Pick every line with "that" from the material below.
--- --- ---
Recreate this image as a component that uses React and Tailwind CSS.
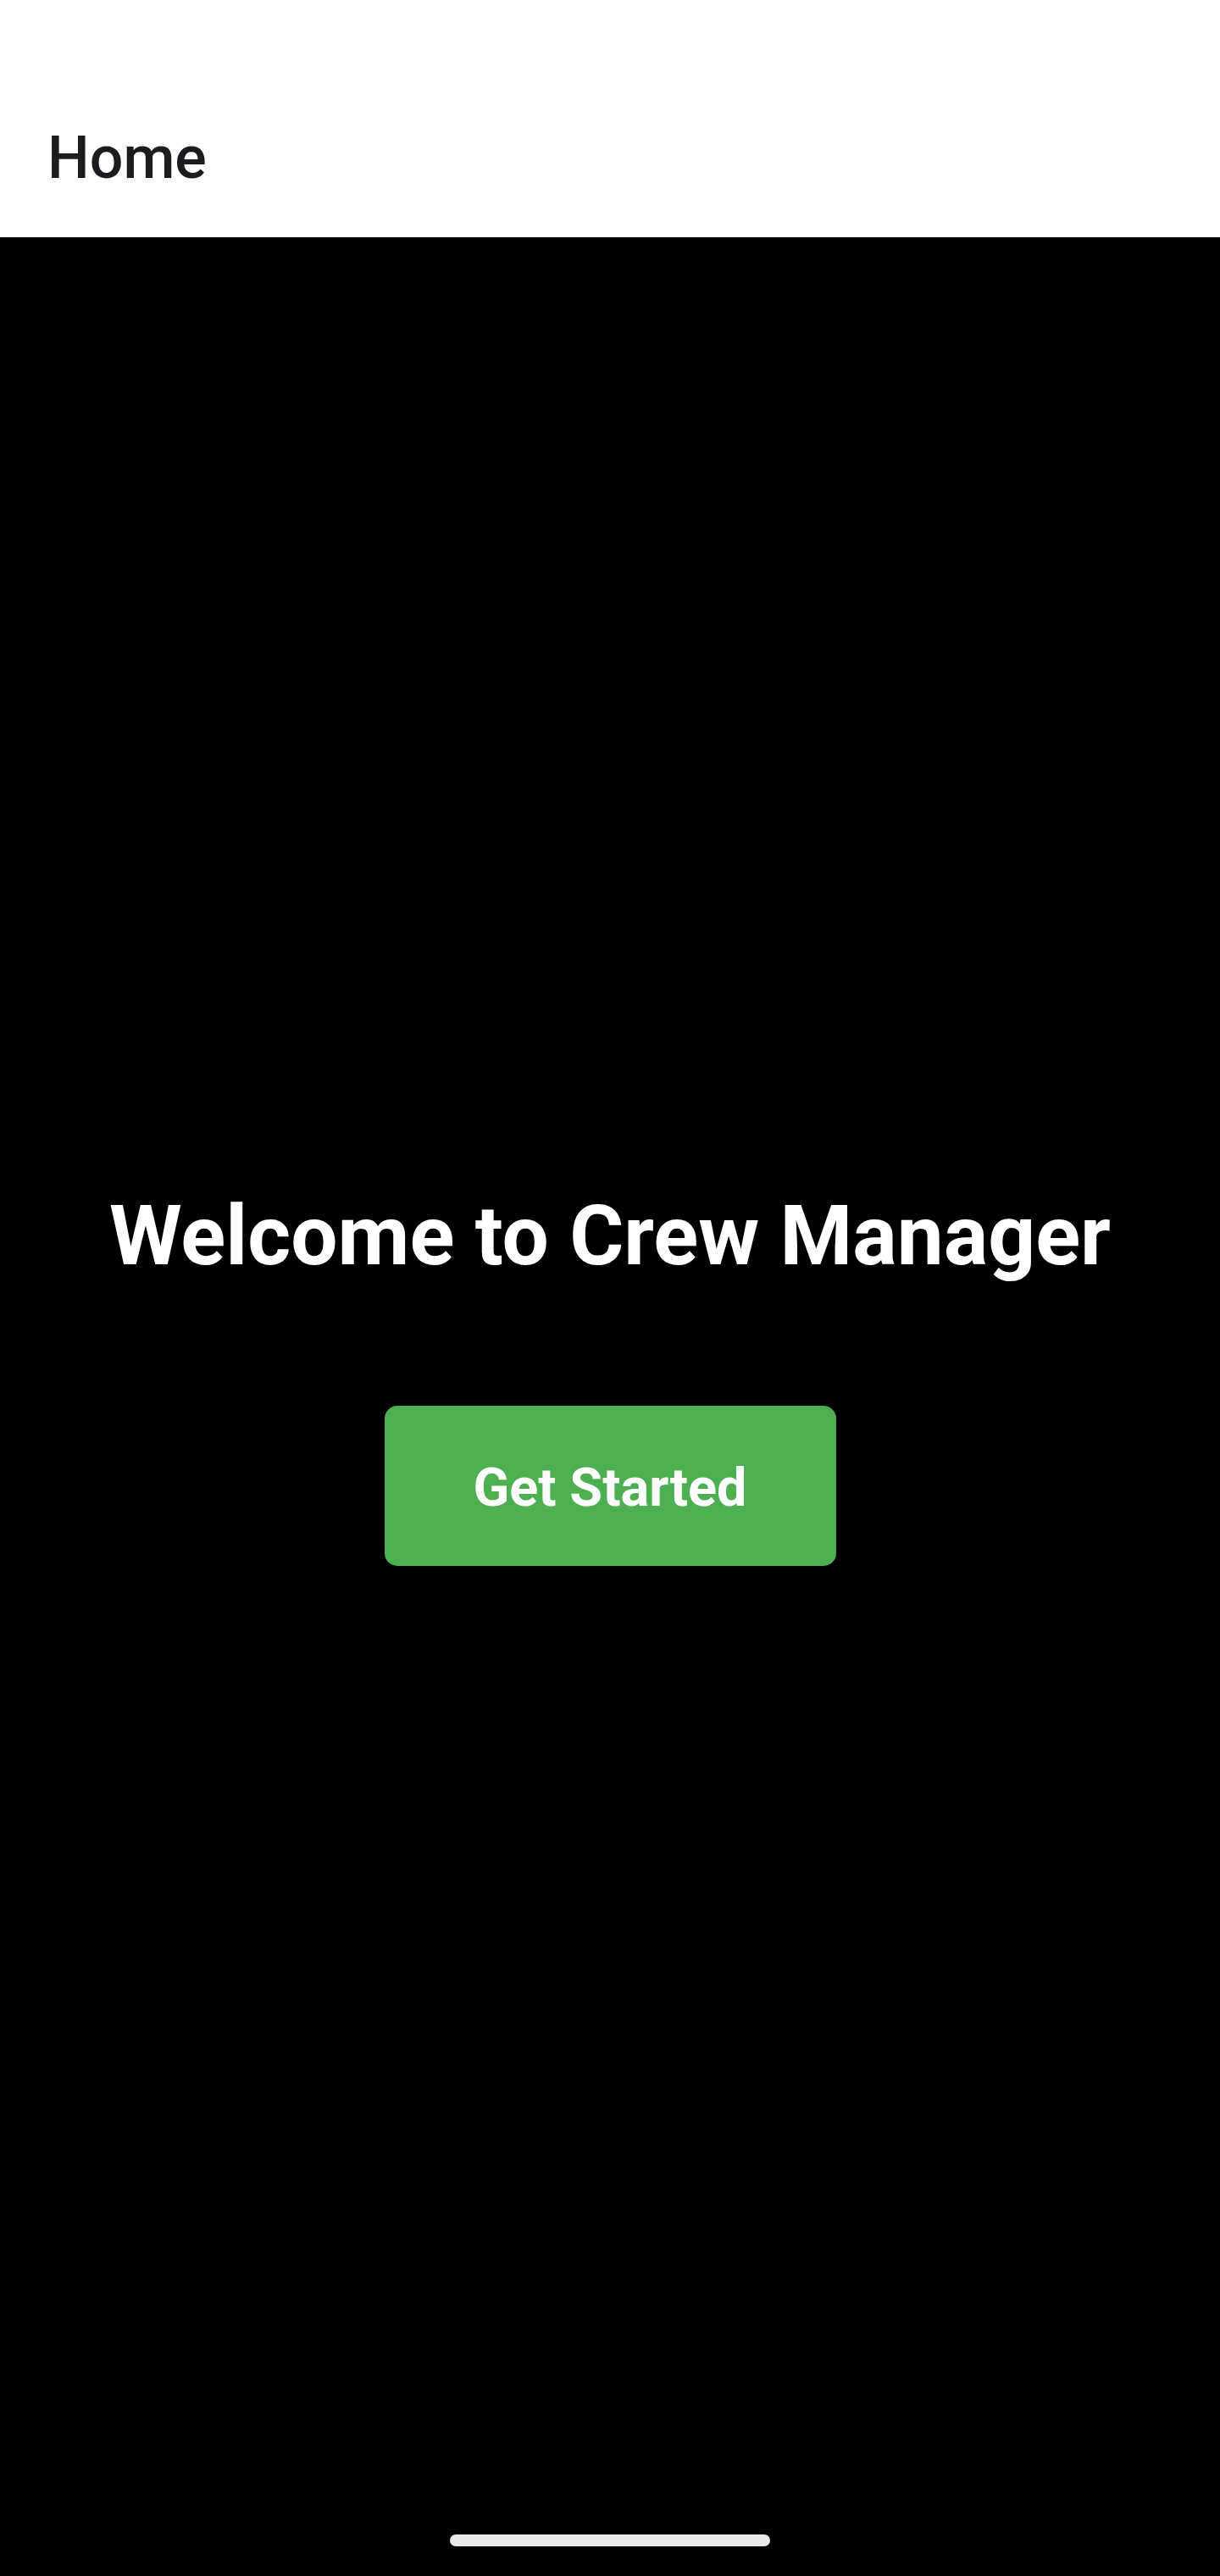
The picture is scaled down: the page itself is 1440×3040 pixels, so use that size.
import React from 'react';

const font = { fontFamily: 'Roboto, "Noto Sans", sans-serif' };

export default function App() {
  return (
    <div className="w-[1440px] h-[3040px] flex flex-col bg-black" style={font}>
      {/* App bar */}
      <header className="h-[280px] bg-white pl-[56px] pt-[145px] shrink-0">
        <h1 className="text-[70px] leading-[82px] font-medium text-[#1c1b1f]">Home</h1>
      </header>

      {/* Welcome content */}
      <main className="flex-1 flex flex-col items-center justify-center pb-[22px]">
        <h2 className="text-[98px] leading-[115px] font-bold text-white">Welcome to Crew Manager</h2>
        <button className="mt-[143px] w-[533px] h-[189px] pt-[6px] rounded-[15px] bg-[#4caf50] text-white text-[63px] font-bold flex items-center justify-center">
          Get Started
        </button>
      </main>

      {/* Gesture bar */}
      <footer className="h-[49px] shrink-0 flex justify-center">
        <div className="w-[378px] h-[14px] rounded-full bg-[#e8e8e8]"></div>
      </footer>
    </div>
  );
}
--- --- ---
Completed exercise:
Recreate this image as a component that uses React and Tailwind CSS.
The picture is scaled down: the page itself is 1440×3040 pixels, so use that size.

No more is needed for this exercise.